-- Directions --
Identify the lines that contain the string "this" and report only how many there are.

>> start

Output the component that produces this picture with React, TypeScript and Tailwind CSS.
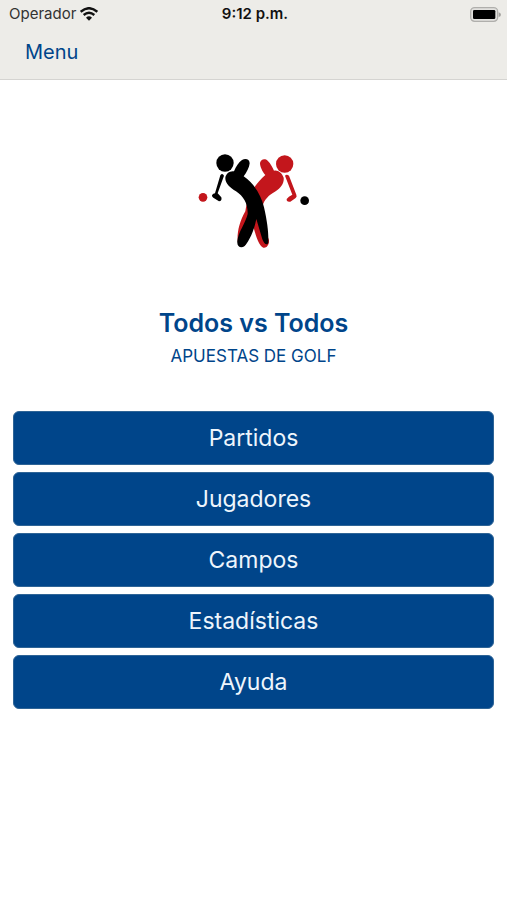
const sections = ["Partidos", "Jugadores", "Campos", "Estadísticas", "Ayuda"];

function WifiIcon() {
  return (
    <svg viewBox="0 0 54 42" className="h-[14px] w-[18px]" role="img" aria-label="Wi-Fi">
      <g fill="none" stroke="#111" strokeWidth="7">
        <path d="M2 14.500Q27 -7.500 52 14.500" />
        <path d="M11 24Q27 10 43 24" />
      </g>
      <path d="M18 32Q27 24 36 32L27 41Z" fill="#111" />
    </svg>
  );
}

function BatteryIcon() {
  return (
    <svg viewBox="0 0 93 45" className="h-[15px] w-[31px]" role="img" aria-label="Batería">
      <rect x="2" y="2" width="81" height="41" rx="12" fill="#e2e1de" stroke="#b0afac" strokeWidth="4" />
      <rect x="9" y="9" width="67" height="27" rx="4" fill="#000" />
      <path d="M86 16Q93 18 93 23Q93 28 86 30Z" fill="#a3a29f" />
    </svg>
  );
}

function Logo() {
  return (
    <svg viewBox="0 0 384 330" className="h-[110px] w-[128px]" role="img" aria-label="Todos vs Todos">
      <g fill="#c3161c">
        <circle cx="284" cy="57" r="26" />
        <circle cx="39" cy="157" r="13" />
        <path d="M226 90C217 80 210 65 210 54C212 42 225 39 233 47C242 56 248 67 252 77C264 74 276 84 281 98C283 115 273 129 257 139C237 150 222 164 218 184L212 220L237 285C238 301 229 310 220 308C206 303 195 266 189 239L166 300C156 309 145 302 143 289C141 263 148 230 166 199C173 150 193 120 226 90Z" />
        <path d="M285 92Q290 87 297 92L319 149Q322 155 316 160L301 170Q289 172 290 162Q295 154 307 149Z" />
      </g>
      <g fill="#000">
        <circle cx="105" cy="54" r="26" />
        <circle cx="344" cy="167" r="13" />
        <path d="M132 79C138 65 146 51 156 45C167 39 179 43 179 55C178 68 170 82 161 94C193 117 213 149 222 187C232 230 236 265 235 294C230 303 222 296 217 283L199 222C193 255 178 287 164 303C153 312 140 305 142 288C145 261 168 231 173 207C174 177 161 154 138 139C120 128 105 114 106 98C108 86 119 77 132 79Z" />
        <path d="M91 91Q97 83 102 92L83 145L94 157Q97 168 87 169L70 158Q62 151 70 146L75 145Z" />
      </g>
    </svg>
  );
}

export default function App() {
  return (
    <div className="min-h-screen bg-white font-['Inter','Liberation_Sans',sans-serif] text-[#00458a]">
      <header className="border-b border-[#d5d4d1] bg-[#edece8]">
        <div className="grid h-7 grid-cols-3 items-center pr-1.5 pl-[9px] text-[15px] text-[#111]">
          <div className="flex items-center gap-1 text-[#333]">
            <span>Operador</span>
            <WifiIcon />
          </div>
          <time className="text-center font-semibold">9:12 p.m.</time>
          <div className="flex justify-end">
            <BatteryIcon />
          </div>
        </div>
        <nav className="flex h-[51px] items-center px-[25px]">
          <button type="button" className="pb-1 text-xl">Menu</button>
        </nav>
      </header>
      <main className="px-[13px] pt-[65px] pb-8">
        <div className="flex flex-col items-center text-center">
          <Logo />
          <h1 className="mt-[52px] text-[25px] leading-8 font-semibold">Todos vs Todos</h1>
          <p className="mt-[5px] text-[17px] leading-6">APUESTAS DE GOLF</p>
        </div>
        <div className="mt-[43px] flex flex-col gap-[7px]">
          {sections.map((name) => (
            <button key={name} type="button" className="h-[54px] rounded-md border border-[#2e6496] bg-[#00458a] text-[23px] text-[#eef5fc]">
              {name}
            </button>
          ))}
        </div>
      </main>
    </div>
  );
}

>> end
>> start

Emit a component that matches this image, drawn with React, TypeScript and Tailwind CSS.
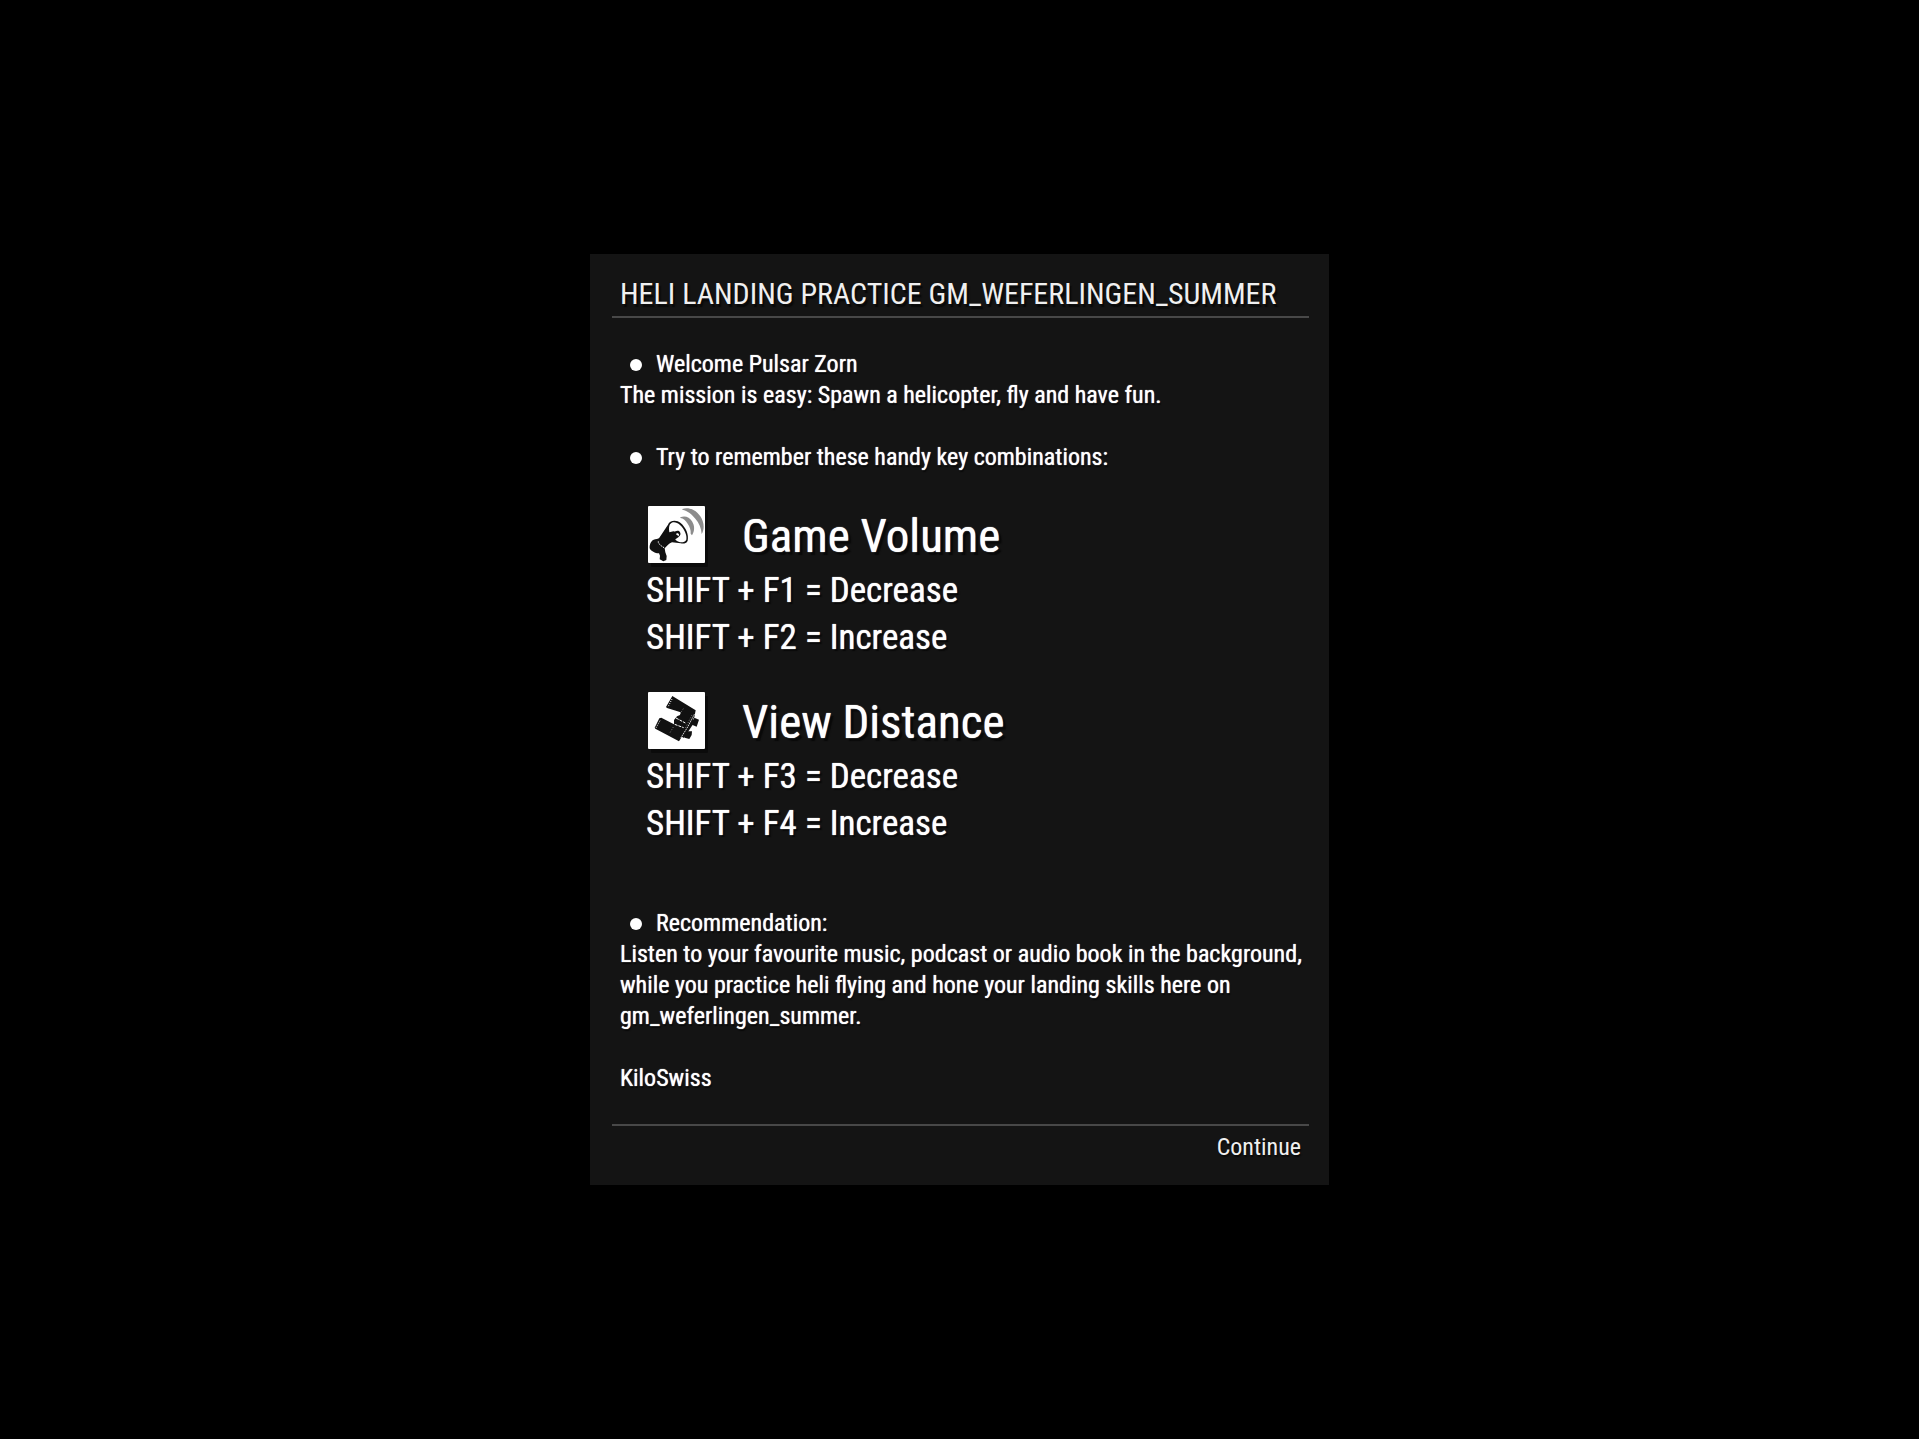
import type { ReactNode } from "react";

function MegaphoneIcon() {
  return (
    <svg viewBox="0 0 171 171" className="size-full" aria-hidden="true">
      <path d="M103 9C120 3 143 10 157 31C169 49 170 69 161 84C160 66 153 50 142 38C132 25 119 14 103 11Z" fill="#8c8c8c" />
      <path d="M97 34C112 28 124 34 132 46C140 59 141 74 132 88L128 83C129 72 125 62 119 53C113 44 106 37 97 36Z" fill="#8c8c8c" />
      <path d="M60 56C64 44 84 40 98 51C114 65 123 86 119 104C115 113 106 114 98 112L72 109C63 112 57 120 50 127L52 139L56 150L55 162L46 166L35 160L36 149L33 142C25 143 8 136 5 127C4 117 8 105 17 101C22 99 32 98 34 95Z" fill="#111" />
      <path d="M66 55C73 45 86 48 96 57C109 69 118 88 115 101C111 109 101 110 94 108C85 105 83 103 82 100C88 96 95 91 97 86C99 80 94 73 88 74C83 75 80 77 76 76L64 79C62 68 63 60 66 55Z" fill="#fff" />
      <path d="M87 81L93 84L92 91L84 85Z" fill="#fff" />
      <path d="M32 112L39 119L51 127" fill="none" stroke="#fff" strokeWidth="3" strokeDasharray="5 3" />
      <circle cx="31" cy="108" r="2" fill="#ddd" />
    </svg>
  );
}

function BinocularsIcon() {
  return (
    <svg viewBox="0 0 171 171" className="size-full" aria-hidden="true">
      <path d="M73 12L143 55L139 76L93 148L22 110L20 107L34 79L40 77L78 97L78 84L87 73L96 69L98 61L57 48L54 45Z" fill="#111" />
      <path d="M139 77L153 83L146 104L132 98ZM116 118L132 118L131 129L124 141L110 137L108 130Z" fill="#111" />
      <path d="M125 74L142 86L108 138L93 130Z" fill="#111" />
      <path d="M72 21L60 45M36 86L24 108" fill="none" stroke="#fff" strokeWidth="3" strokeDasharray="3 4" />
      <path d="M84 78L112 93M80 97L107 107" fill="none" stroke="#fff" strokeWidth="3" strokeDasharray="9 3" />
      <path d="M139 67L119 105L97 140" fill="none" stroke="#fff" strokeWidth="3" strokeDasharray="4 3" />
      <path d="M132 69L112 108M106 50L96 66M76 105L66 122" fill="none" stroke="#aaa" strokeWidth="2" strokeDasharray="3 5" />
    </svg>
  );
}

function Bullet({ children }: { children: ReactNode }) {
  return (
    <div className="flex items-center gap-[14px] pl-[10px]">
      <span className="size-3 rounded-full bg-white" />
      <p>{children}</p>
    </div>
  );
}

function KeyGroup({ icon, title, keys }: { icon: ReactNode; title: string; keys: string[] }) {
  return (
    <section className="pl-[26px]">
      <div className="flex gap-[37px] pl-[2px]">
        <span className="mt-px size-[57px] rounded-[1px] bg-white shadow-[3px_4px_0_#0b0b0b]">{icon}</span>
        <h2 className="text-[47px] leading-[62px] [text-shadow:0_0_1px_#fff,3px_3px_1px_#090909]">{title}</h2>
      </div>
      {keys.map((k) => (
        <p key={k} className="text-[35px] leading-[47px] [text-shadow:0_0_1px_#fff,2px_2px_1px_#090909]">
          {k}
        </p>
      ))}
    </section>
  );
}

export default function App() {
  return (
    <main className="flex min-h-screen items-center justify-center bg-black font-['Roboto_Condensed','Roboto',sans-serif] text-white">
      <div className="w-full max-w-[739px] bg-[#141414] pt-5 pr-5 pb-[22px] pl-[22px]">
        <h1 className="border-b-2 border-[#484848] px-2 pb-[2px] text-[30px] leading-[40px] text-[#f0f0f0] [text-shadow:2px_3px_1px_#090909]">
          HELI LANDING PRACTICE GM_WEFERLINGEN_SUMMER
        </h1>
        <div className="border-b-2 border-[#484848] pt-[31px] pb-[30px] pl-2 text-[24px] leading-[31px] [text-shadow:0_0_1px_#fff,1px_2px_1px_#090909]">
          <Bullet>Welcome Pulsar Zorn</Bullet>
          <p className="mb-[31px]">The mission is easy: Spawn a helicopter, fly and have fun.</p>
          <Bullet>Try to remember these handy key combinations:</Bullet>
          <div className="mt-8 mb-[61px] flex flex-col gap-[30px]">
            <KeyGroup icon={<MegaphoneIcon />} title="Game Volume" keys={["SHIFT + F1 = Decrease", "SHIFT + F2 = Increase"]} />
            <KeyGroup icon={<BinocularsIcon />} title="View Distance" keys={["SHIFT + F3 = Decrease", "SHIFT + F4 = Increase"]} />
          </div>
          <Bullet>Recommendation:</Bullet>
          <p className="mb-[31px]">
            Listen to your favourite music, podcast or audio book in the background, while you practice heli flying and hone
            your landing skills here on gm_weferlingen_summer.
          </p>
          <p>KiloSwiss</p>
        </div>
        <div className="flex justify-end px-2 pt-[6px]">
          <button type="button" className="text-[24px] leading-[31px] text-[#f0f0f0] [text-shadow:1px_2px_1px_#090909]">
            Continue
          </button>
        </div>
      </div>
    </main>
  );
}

>> end

-- Solution --
2